[Written instruction]
Using the records provided below, locate and copy each line that contains the word "this".

[Records to process]
◇ ◇ ◇ ◇

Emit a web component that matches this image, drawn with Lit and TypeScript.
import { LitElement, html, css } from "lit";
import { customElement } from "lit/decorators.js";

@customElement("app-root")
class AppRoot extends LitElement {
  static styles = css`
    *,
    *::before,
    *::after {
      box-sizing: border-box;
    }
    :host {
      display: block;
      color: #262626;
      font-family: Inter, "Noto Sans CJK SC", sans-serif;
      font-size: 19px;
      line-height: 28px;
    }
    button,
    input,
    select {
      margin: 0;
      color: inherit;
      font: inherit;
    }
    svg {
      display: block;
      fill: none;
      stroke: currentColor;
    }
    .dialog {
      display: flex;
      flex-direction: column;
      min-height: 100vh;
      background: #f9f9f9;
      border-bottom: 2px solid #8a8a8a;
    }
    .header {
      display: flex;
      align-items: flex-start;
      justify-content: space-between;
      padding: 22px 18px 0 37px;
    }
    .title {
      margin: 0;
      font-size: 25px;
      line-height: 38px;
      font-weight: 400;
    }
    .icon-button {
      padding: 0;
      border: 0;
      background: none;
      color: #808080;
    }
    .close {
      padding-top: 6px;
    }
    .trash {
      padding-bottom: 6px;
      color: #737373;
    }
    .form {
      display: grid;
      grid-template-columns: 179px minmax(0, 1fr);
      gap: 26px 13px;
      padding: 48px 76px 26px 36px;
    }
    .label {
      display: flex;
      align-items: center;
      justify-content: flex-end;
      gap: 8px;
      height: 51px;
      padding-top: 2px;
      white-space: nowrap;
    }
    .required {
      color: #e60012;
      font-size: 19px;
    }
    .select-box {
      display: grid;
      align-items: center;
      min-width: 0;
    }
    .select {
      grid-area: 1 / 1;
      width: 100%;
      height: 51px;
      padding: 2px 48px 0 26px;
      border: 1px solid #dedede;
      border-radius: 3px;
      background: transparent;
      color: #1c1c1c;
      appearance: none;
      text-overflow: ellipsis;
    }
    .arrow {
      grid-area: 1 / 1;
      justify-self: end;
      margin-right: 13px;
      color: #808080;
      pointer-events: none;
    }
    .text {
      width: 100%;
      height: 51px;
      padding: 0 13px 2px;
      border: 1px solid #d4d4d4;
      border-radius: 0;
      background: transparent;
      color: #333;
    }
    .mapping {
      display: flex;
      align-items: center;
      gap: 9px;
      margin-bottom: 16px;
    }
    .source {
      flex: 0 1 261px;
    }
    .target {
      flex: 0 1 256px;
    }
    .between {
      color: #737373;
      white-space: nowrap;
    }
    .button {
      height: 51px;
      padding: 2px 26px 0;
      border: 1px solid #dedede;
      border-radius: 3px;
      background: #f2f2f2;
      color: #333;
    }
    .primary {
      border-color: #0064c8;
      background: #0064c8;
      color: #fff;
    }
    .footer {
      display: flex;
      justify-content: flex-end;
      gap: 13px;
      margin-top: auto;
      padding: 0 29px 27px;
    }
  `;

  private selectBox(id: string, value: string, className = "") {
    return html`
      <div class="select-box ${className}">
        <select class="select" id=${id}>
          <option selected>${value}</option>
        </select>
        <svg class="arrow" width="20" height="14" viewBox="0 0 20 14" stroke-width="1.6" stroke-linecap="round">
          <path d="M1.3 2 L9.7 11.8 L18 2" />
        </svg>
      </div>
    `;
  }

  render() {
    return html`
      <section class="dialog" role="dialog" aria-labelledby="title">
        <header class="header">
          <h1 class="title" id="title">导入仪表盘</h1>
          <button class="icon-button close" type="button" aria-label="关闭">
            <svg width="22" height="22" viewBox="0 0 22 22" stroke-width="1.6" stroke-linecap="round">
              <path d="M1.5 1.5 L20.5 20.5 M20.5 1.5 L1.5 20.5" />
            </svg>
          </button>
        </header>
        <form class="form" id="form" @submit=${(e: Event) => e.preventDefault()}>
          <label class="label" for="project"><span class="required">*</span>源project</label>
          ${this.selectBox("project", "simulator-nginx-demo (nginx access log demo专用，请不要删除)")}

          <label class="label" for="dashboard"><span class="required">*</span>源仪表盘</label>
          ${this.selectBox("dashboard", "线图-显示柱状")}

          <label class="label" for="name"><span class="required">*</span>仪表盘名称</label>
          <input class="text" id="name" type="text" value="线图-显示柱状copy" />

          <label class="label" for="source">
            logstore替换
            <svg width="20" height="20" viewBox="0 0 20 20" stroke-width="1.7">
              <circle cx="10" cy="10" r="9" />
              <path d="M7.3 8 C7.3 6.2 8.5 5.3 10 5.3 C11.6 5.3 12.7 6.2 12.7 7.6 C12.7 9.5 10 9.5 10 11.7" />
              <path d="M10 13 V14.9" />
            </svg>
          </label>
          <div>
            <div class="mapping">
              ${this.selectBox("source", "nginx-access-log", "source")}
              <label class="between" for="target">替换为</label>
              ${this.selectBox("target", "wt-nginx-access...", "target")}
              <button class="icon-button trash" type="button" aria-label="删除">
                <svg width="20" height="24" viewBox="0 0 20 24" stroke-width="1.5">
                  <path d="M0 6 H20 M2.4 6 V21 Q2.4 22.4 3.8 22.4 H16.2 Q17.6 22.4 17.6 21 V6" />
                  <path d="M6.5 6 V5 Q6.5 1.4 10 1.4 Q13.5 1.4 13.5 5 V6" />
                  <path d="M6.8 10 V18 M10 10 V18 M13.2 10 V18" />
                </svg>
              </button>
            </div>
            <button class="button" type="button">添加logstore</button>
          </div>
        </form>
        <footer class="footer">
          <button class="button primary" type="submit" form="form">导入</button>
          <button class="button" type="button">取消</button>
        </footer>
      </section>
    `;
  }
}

◇ ◇ ◇ ◇

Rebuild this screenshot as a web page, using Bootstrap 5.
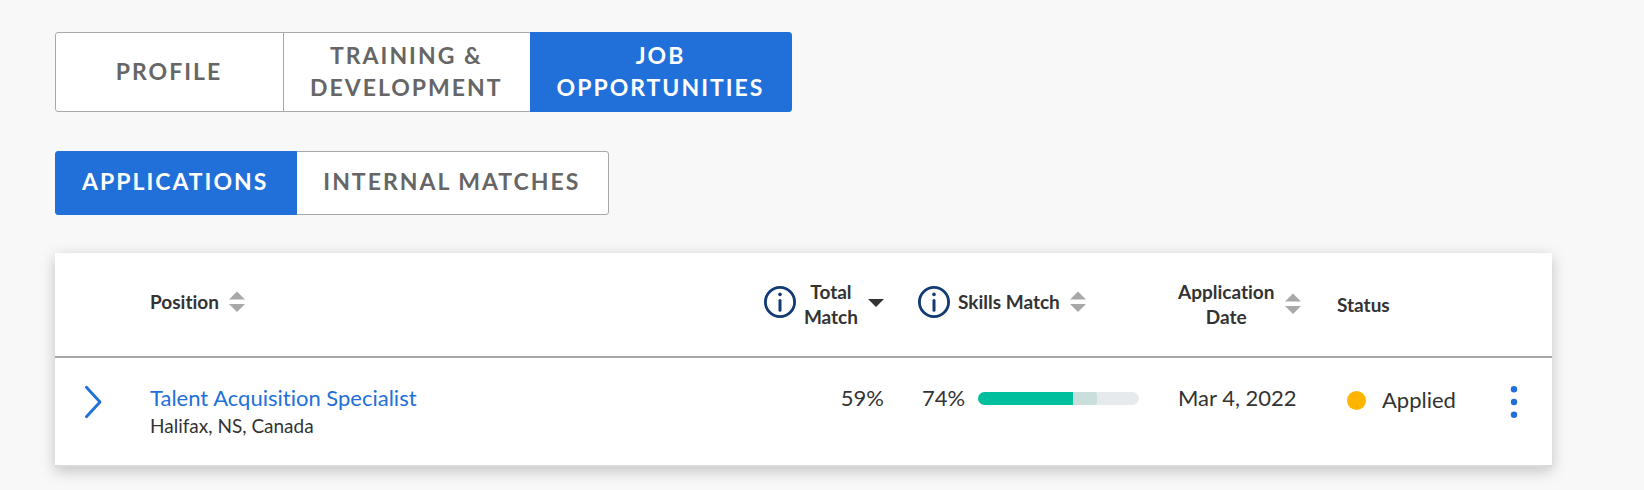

◇ ◇ ◇ ◇

[Finished exercise]
Emit a web component that matches this image, drawn with Lit and TypeScript.
          ${this.selectBox("project", "simulator-nginx-demo (nginx access log demo专用，请不要删除)")}
          ${this.selectBox("dashboard", "线图-显示柱状")}
              ${this.selectBox("source", "nginx-access-log", "source")}
              ${this.selectBox("target", "wt-nginx-access...", "target")}
Rebuild this screenshot as a web page, using Bootstrap 5.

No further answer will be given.